ML Interview Q Series: Probability Analysis: Determining the Winner in an HH vs TH Coin Flip Game

May 18, 2025

Browse all the Probability Interview Questions here.

You and a friend repeatedly flip a fair coin. The game ends the moment either HH or TH emerges in consecutive flips. If HH is the first pattern to appear, you win, and if TH appears first, your friend wins. Determine the probability that you will emerge victorious.

Short Compact solution

One immediate way to see the solution is to note that if at any point a T is flipped, the next H leads to TH, guaranteeing your friend’s victory before you can obtain HH. Consequently, your only chance to get HH and win occurs if the first two tosses are both heads. Since each toss is fair, the probability for two heads in a row from the start is 1/4. Hence, your probability of winning is 1/4, and your friend’s probability of winning is 3/4.

Comprehensive Explanation

Probability Analysis

To understand why the probability is 1/4 that you get HH first, consider the sequence of flips from the beginning:

If the first coin is T, then as soon as you observe a head afterward, the sequence TH appears, and your friend wins. You no longer have any route to achieve HH before TH.
If the first coin is H:
- If the second coin is also H, you immediately have HH, and you win right away.
- If the second coin is T (so we have HT), then again, on the next head, your friend secures TH first.

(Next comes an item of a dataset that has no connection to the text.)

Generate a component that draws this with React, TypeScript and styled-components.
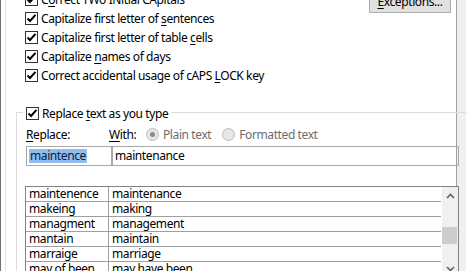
import React from "react";
import styled, { createGlobalStyle } from "styled-components";

const Global = createGlobalStyle`
  html, body { margin: 0; padding: 0; background: #f0f0f0; }
  body { font-family: "Noto Sans", "Segoe UI", sans-serif; font-size: 12px; letter-spacing: -0.4px; color: #000; }
`;

const Screen = styled.div`
  width: 466px;
  height: 271px;
  overflow: hidden;
  display: flex;
  background: #f0f0f0;
`;

const Page = styled.div`
  width: 455px;
  flex: none;
  height: 100%;
  background: #fff;
  border-left: 1px solid #6e6e6e;
  border-right: 1px solid #a0a0a0;
  display: flex;
`;

const Inner = styled.div`
  margin-left: 4px;
  border-left: 1px solid #e3e3e3;
  flex: 1;
  display: flex;
  flex-direction: column;
  min-width: 0;
`;

const Top = styled.div`
  display: flex;
  justify-content: space-between;
  margin-top: -10px;
  padding-left: 19px;
  padding-right: 5px;
`;

const OptionList = styled.div`
  display: flex;
  flex-direction: column;
`;

const Row = styled.label`
  display: flex;
  align-items: center;
  height: 19px;
  gap: 3px;
  white-space: nowrap;
  line-height: 16px;
`;

const Box = styled.span`
  width: 11px;
  height: 11px;
  border: 1px solid #333;
  background: #fff;
  display: inline-flex;
  align-items: center;
  justify-content: center;
  flex: none;
`;

const U = styled.span`
  text-decoration: underline;
  text-underline-offset: 2px;
`;

const Button = styled.div`
  width: 80px;
  height: 21px;
  border: 1px solid #adadad;
  background: #e1e1e1;
  display: flex;
  align-items: center;
  justify-content: center;
  line-height: 16px;
`;

const Group = styled.div`
  margin: 27px 0 0 10px;
  width: 433px;
  flex: 1;
  border: 1px solid #dcdcdc;
  border-bottom: none;
  padding: 0 7px 0 9px;
  display: flex;
  flex-direction: column;
`;

const Legend = styled.div`
  align-self: flex-start;
  margin: -9px 0 0 -3px;
  padding: 0 3px;
  background: #fff;
`;

const Labels = styled.div`
  display: flex;
  align-items: center;
  height: 21px;
  margin-top: 1px;
  white-space: nowrap;
`;

const Label = styled.span<{ $w?: number }>`
  width: ${(p) => (p.$w ? `${p.$w}px` : "auto")};
  flex: none;
`;

const RadioItem = styled.span<{ $gap: number }>`
  display: inline-flex;
  align-items: center;
  gap: 4px;
  color: #6d6d6d;
  margin-right: ${(p) => p.$gap}px;
`;

const Radio = styled.span<{ $on?: boolean }>`
  width: 11px;
  height: 11px;
  border-radius: 50%;
  border: 1px solid #bcbcbc;
  background: #e6e6e6;
  display: inline-flex;
  align-items: center;
  justify-content: center;
  &::after {
    content: "";
    width: 5px;
    height: 5px;
    border-radius: 50%;
    background: ${(p) => (p.$on ? "#8a8a8a" : "transparent")};
  }
`;

const Fields = styled.div`
  display: flex;
  height: 20px;
  margin-top: 1px;
`;

const Field = styled.div<{ $w?: number }>`
  ${(p) => (p.$w ? `width: ${p.$w}px; flex: none;` : "flex: 1;")}
  border: 1px solid #a9a9a9;
  display: flex;
  align-items: center;
  padding-left: 2px;
  line-height: 14px;
`;

const Selected = styled.span`
  background: #8fbdee;
  color: #0a1a40;
  padding: 0 1px;
`;

const Table = styled.div`
  margin-top: 20px;
  margin-left: -1px;
  border: 1px solid #828282;
  border-bottom: none;
  flex: 1;
  display: flex;
`;

const Rows = styled.div`
  flex: 1;
  display: flex;
  flex-direction: column;
`;

const TRow = styled.div`
  display: flex;
  height: 14px;
  border-bottom: 1px solid #a0a0a0;
  line-height: 14px;
`;

const Cell = styled.div<{ $first?: boolean }>`
  ${(p) => (p.$first ? "width: 79px; flex: none; border-right: 1px solid #a0a0a0;" : "flex: 1;")}
  padding-left: 3px;
  white-space: nowrap;
  overflow: hidden;
`;

const Scroll = styled.div`
  width: 16px;
  background: #f0f0f0;
  display: flex;
  flex-direction: column;
  align-items: center;
  margin-left: 1px;
`;

const Arrow = styled.div`
  height: 17px;
  display: flex;
  align-items: center;
  justify-content: center;
`;

const Track = styled.div`
  flex: 1;
  width: 100%;
  display: flex;
  flex-direction: column;
`;

const Thumb = styled.div`
  margin-top: 23px;
  height: 17px;
  width: 15px;
  background: #cdcdcd;
`;

const Check = () => (
  <svg width="11" height="11" viewBox="0 0 11 11">
    <path d="M1.5 5.5 L4 8 L9.5 1.8" fill="none" stroke="#000" strokeWidth="2" />
  </svg>
);

const CheckBox = () => (
  <Box>
    <Check />
  </Box>
);

const Chevron = ({ down }: { down?: boolean }) => (
  <svg width="9" height="6" viewBox="0 0 9 6">
    <path
      d={down ? "M1 1 L4.5 4.5 L8 1" : "M1 5 L4.5 1.5 L8 5"}
      fill="none"
      stroke="#606060"
      strokeWidth="1.6"
    />
  </svg>
);

const entries: [string, string][] = [
  ["maintenence", "maintenance"],
  ["makeing", "making"],
  ["managment", "management"],
  ["mantain", "maintain"],
  ["marraige", "marriage"],
  ["may of been", "may have been"],
];

export default function App() {
  return (
    <>
      <Global />
      <Screen>
        <Page>
          <Inner>
            <Top>
              <OptionList>
                <Row>
                  <CheckBox />
                  <span>
                    C<U>o</U>rrect TWo INitial CApitals
                  </span>
                </Row>
                <Row>
                  <CheckBox />
                  <span>
                    Capitalize first letter of <U>s</U>entences
                  </span>
                </Row>
                <Row>
                  <CheckBox />
                  <span>
                    Capitalize first letter of table <U>c</U>ells
                  </span>
                </Row>
                <Row>
                  <CheckBox />
                  <span>
                    Capitalize <U>n</U>ames of days
                  </span>
                </Row>
                <Row>
                  <CheckBox />
                  <span>
                    Correct accidental usage of cAPS <U>L</U>OCK key
                  </span>
                </Row>
              </OptionList>
              <Button>
                <span>
                  <U>E</U>xceptions...
                </span>
              </Button>
            </Top>
            <Group>
              <Legend>
                <Row>
                  <CheckBox />
                  <span>
                    Replace <U>t</U>ext as you type
                  </span>
                </Row>
              </Legend>
              <Labels>
                <Label $w={83}>
                  <U>R</U>eplace:
                </Label>
                <Label $w={37}>
                  <U>W</U>ith:
                </Label>
                <RadioItem $gap={11}>
                  <Radio $on />
                  Plain text
                </RadioItem>
                <RadioItem $gap={0}>
                  <Radio />
                  Formatted text
                </RadioItem>
              </Labels>
              <Fields>
                <Field $w={82}>
                  <Selected>maintence</Selected>
                </Field>
                <Field>maintenance</Field>
              </Fields>
              <Table>
                <Rows>
                  {entries.map(([a, b]) => (
                    <TRow key={a}>
                      <Cell $first>{a}</Cell>
                      <Cell>{b}</Cell>
                    </TRow>
                  ))}
                </Rows>
                <Scroll>
                  <Arrow>
                    <Chevron />
                  </Arrow>
                  <Track>
                    <Thumb />
                  </Track>
                  <Arrow>
                    <Chevron down />
                  </Arrow>
                </Scroll>
              </Table>
            </Group>
          </Inner>
        </Page>
      </Screen>
    </>
  );
}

Hence, the only way for you to win (HH appearing first) is if the first two flips are H followed by H. The probability of getting H on the first toss is 1/2, and H on the second toss is also 1/2. Multiplying these gives 1/4.

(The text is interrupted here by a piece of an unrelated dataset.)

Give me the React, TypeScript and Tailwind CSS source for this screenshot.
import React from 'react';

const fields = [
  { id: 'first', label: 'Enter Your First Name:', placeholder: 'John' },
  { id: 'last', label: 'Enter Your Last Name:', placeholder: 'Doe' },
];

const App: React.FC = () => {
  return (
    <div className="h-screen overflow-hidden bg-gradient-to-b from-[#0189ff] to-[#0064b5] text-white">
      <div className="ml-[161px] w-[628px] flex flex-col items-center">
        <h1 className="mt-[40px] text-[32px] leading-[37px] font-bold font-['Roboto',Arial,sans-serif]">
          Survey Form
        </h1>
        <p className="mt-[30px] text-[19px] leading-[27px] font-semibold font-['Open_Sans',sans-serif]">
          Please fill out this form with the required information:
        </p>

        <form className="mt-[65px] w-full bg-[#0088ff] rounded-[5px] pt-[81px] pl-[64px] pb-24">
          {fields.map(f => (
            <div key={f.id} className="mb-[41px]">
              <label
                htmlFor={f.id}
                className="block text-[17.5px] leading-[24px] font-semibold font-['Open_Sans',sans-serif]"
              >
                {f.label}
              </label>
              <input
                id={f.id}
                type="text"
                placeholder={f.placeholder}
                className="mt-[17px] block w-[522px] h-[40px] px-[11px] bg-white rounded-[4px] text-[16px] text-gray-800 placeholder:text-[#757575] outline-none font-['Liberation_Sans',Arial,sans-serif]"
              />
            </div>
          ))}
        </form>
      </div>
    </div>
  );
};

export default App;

All other sequences lead to your friend eventually getting TH first, yielding a 3/4 probability for your friend. This reasoning can also be captured via a Markov chain or state-machine approach, but the shortcut above is much simpler for this particular game.

Markov Chain Perspective (Optional Alternative)

Although the intuitive shortcut is enough to conclude the result, one can build a Markov chain with states:

S (start)
H (just saw a single head)
T (just saw a tail)
HH (absorbing state: you win)
TH (absorbing state: friend wins)

You can analyze the transitions and solve for the probability of eventually reaching HH instead of TH. You will find that the probability of reaching HH starting from S is indeed 1/4. The key transition detail is that once you move to T, any future head creates TH immediately, making it impossible to get HH first.

Follow-Up Question 1: Why does the appearance of T at any point ruin the chance for HH?

When a T is flipped at any point before HH appears, you only need a subsequent head to form TH. That sequence (TH) finalizes the game in your friend’s favor. There is no way to insert two consecutive heads before that TH sequence completes. The coin tosses are sequential, so once T has been observed, “the clock” toward TH only needs one more head, which will come sooner than your opportunity to place two heads consecutively.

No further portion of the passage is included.